** BEGIN **

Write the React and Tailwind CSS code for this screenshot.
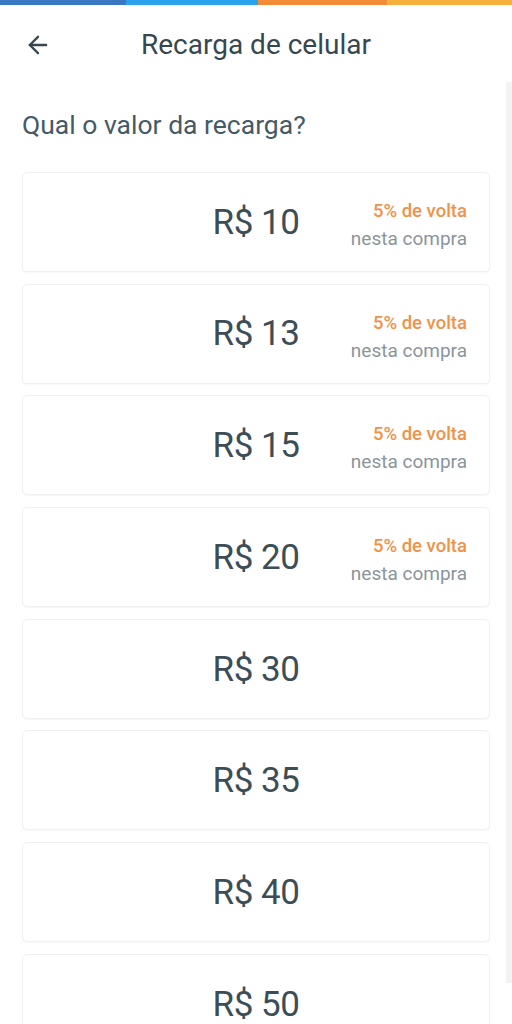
import { ArrowLeft } from "lucide-react";

const valores = [
  { valor: 10, cashback: true },
  { valor: 13, cashback: true },
  { valor: 15, cashback: true },
  { valor: 20, cashback: true },
  { valor: 30 },
  { valor: 35 },
  { valor: 40 },
  { valor: 50 },
];

export default function App() {
  return (
    <div className="min-h-screen bg-white font-['Roboto',sans-serif] text-[#37474f] overflow-hidden h-[1024px] relative">
      {/* barra de cores */}
      <div className="flex h-[5px]">
        <div className="w-[126px] bg-[#3a78c2]" />
        <div className="w-[132px] bg-[#2aa3ea]" />
        <div className="w-[129px] bg-[#f48c37]" />
        <div className="flex-1 bg-[#f6b03c]" />
      </div>

      {/* HEADER */}
      <div className="flex items-center h-[80px] px-[24px] relative">
        <ArrowLeft size={28} strokeWidth={2} className="text-[#37474f]" />
        <h1 className="absolute left-0 right-0 text-center text-[28px] text-[#37474f] pointer-events-none">
          Recarga de celular
        </h1>
      </div>

      <div className="px-[22px]">
        <h2 className="text-[26.5px] text-[#455a64] mt-[22px] mb-[29px] leading-[36px]">
          Qual o valor da recarga?
        </h2>

        <div className="flex flex-col gap-[11.7px]">
          {valores.map(v => (
            <div
              key={v.valor}
              className="grid grid-cols-[1fr_auto_1fr] items-center h-[100px] bg-white border border-[#eef0f2] rounded-[5px] shadow-[0_1px_2px_rgba(0,0,0,0.04)] px-[22px]"
            >
              <div />
              <span className="text-[35px] tracking-[-0.5px] text-[#3d4d55] mt-[2px]">
                R$ {v.valor}
              </span>
              {v.cashback ? (
                <div className="justify-self-end text-right leading-[28px] mt-[6px]">
                  <div className="text-[18.5px] font-medium text-[#f0924a]">5% de volta</div>
                  <div className="text-[19px] text-[#8a959b]">nesta compra</div>
                </div>
              ) : (
                <div />
              )}
            </div>
          ))}
        </div>
      </div>

      {/* scrollbar */}
      <div className="absolute right-0 top-[82px] w-[6px] h-[901px] bg-[#f2f3f5]" />
    </div>
  );
}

** END **

§ Stated goal:
Transcribe the preceding listing in its entirety and with exact wording, leaving out pictures.

§ Response:
Write the React and Tailwind CSS code for this screenshot.
import { ArrowLeft } from "lucide-react";

const valores = [
  { valor: 10, cashback: true },
  { valor: 13, cashback: true },
  { valor: 15, cashback: true },
  { valor: 20, cashback: true },
  { valor: 30 },
  { valor: 35 },
  { valor: 40 },
  { valor: 50 },
];

export default function App() {
  return (
    <div className="min-h-screen bg-white font-['Roboto',sans-serif] text-[#37474f] overflow-hidden h-[1024px] relative">
      {/* barra de cores */}
      <div className="flex h-[5px]">
        <div className="w-[126px] bg-[#3a78c2]" />
        <div className="w-[132px] bg-[#2aa3ea]" />
        <div className="w-[129px] bg-[#f48c37]" />
        <div className="flex-1 bg-[#f6b03c]" />
      </div>

      {/* HEADER */}
      <div className="flex items-center h-[80px] px-[24px] relative">
        <ArrowLeft size={28} strokeWidth={2} className="text-[#37474f]" />
        <h1 className="absolute left-0 right-0 text-center text-[28px] text-[#37474f] pointer-events-none">
          Recarga de celular
        </h1>
      </div>

      <div className="px-[22px]">
        <h2 className="text-[26.5px] text-[#455a64] mt-[22px] mb-[29px] leading-[36px]">
          Qual o valor da recarga?
        </h2>

        <div className="flex flex-col gap-[11.7px]">
          {valores.map(v => (
            <div
              key={v.valor}
              className="grid grid-cols-[1fr_auto_1fr] items-center h-[100px] bg-white border border-[#eef0f2] rounded-[5px] shadow-[0_1px_2px_rgba(0,0,0,0.04)] px-[22px]"
            >
              <div />
              <span className="text-[35px] tracking-[-0.5px] text-[#3d4d55] mt-[2px]">
                R$ {v.valor}
              </span>
              {v.cashback ? (
                <div className="justify-self-end text-right leading-[28px] mt-[6px]">
                  <div className="text-[18.5px] font-medium text-[#f0924a]">5% de volta</div>
                  <div className="text-[19px] text-[#8a959b]">nesta compra</div>
                </div>
              ) : (
                <div />
              )}
            </div>
          ))}
        </div>
      </div>

      {/* scrollbar */}
      <div className="absolute right-0 top-[82px] w-[6px] h-[901px] bg-[#f2f3f5]" />
    </div>
  );
}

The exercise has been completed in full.